While training, proper process frameworks and tooling, as well as external consultancy support can help with the first challenge; these aspects are best addressed using a collaborative approach. To enable collaboration, the CCoE makes curated configurations available to the whole organization as infrastructure-as-code (e.g. using CloudFormation / CDK or Terraform), which are deployable through continuous deployment pipelines. Such pipelines allow everybody in the organization to contribute pull-requests to the configurations, while reserving the right to merge-and-deploy to CCoE members, which results in:
- workload stakeholders can contribute to changes, additions and bug fixes in the infrastructure
- CCoE stakeholders maintain full ownership over the platform.
One of the company’s challenges was to increase the synergies between the development and operations teams. We decided to shift from the traditional Operations team approach to adopt the CCoE, a multidisciplinary team in charge of defining and enforcing the infrastructural boundaries between the environments used by the workload stakeholders. We started by defining these boundaries and discussing them in the group.
The next step was to define the domains of concern of the different development teams, which we then used as a baseline to define the account separation strategy.
Using AWS Control Tower allowed to simplify provisioning of new AWS accounts in conformance with the organization constraints and the implementation of AWS best practices. In fact Control Tower works together with AWS Organizations, which simplifies the management of AWS accounts and Organizational Units.
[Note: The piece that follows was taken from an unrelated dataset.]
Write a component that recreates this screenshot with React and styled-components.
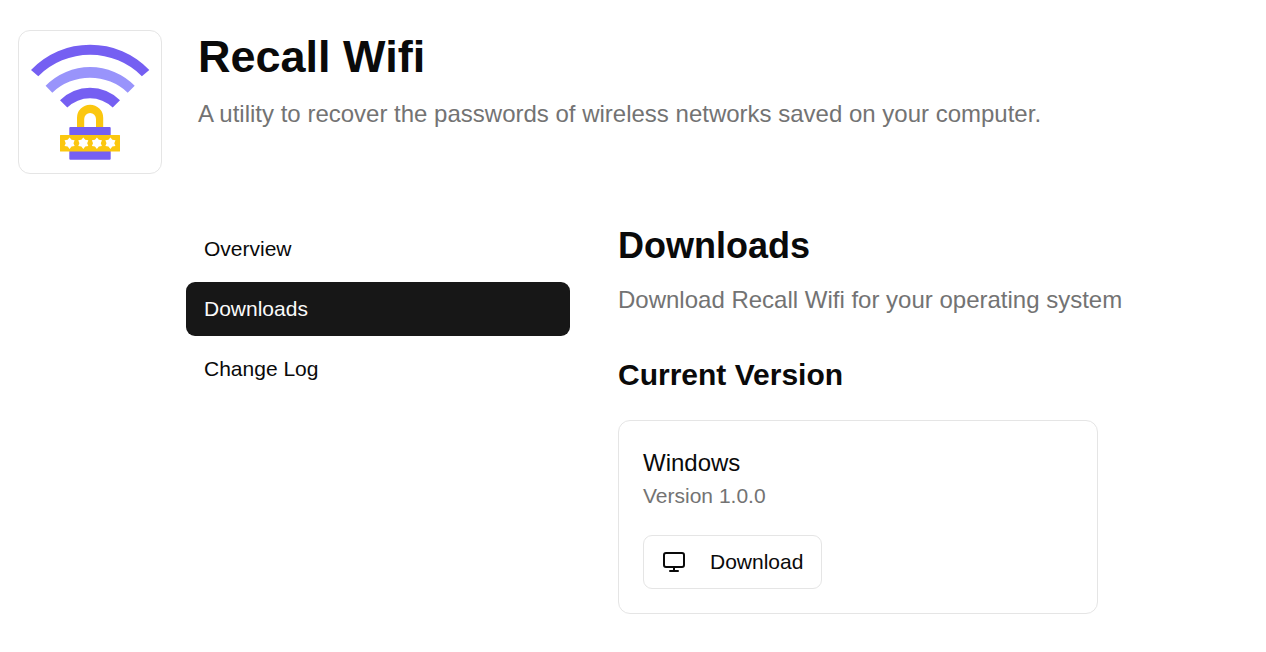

Thanks to the smooth integration between Control Tower and AWS Single Sign-On, the integration of the customer’s Azure Active Directory users and groups and created Custom Permission Sets allowed to match our specific use cases.
Each domain (referred to as workload) has their own Organizational Unit in AWS with their own set of AWS accounts representing the different environments (Sandbox, Stage and Prod). As a consequence, this allows for flexibility in establishing specific Guardrails on the different workloads on a case-by-case basis.
Thanks to the Tagging Policies and Cost Allocation Tags defined in the Organization, it is possible to keep better track of the costs per Service/Environment.
We also wanted to empower the development teams by giving them freedom with a sense of ownership, but we didn’t want to overwhelm them with responsibilities that were out of their scope, for example: networking. The development teams became owners of their platform. Topics such as networking were owned and maintained by the CCoE and provided to the workloads “as a Service.”
Following best practices, the network layout was created in a dedicated account managed by the CCoE. The network components of each workload and environment were then shared with the corresponding accounts; having the network defined in a central location proved to reduce complexity and increase the maintainability of the Terraform code used to define it.
Additionally, the CCoE provides the teams with a set of CDK constructs and libraries to set up commonly used resources with sensible defaults.
The next challenge ahead of us was to provide an easy, consistent and centralized way to deploy and enforce the infrastructural constraints into the workloads. We decided to adopt the AWS deployment framework, which offers an extensive and flexible solution for staged, parallel, multi-account, cross-region deployments of applications or resources via the structure defined in AWS Organizations while taking advantage of services such as AWS CodePipeline, AWS CodeBuild and AWS CodeCommit to alleviate the heavy lifting and management compared to a traditional CI/CD setup.
We could implement select guardrails and their automatic remediation in completely independent pipelines, keeping the overhead of the CCoE team to a minimum and the complexity still manageable. It also provided the teams with a set of blueprints that could be extended in the future.
Lastly, we implemented a set of Communities of Practice concerning several cross-domain topics such as DevOps, Monitoring and Logging to create room for collaboration and ideas exchange and by that, to improve the synergies between teams.
Note: Foundational accounts can be thought of as a building block for establishing the rest of the multi-account strategy; these accounts are provisioned by Control Tower and have specific configurations and guardrails to prevent the users from executing certain actions that could jeopardize the Landing Zone configuration.
Conclusion
The core infrastructure and the organizational constraints are now centrally managed and deployed to the different workload accounts consistently and with full-automation in place. Changes are peer-reviewed (4-eyes principle) and rolled out automatically to the entire Organization.
Provisioning a new workload environment is done with a few clicks, and it is ready for the development team in less than two hours.
Understanding the costs and usage of the different workloads/environments is now straightforward.
By the adoption of the AWS Landing Zone, the customer has seen an increased interaction between the CCoE and development teams. The development teams are now fully responsible for the services they are running in their own accounts and can focus on their core activities, trusting that the platform they are using is secure, reliable and homogeneous across environments.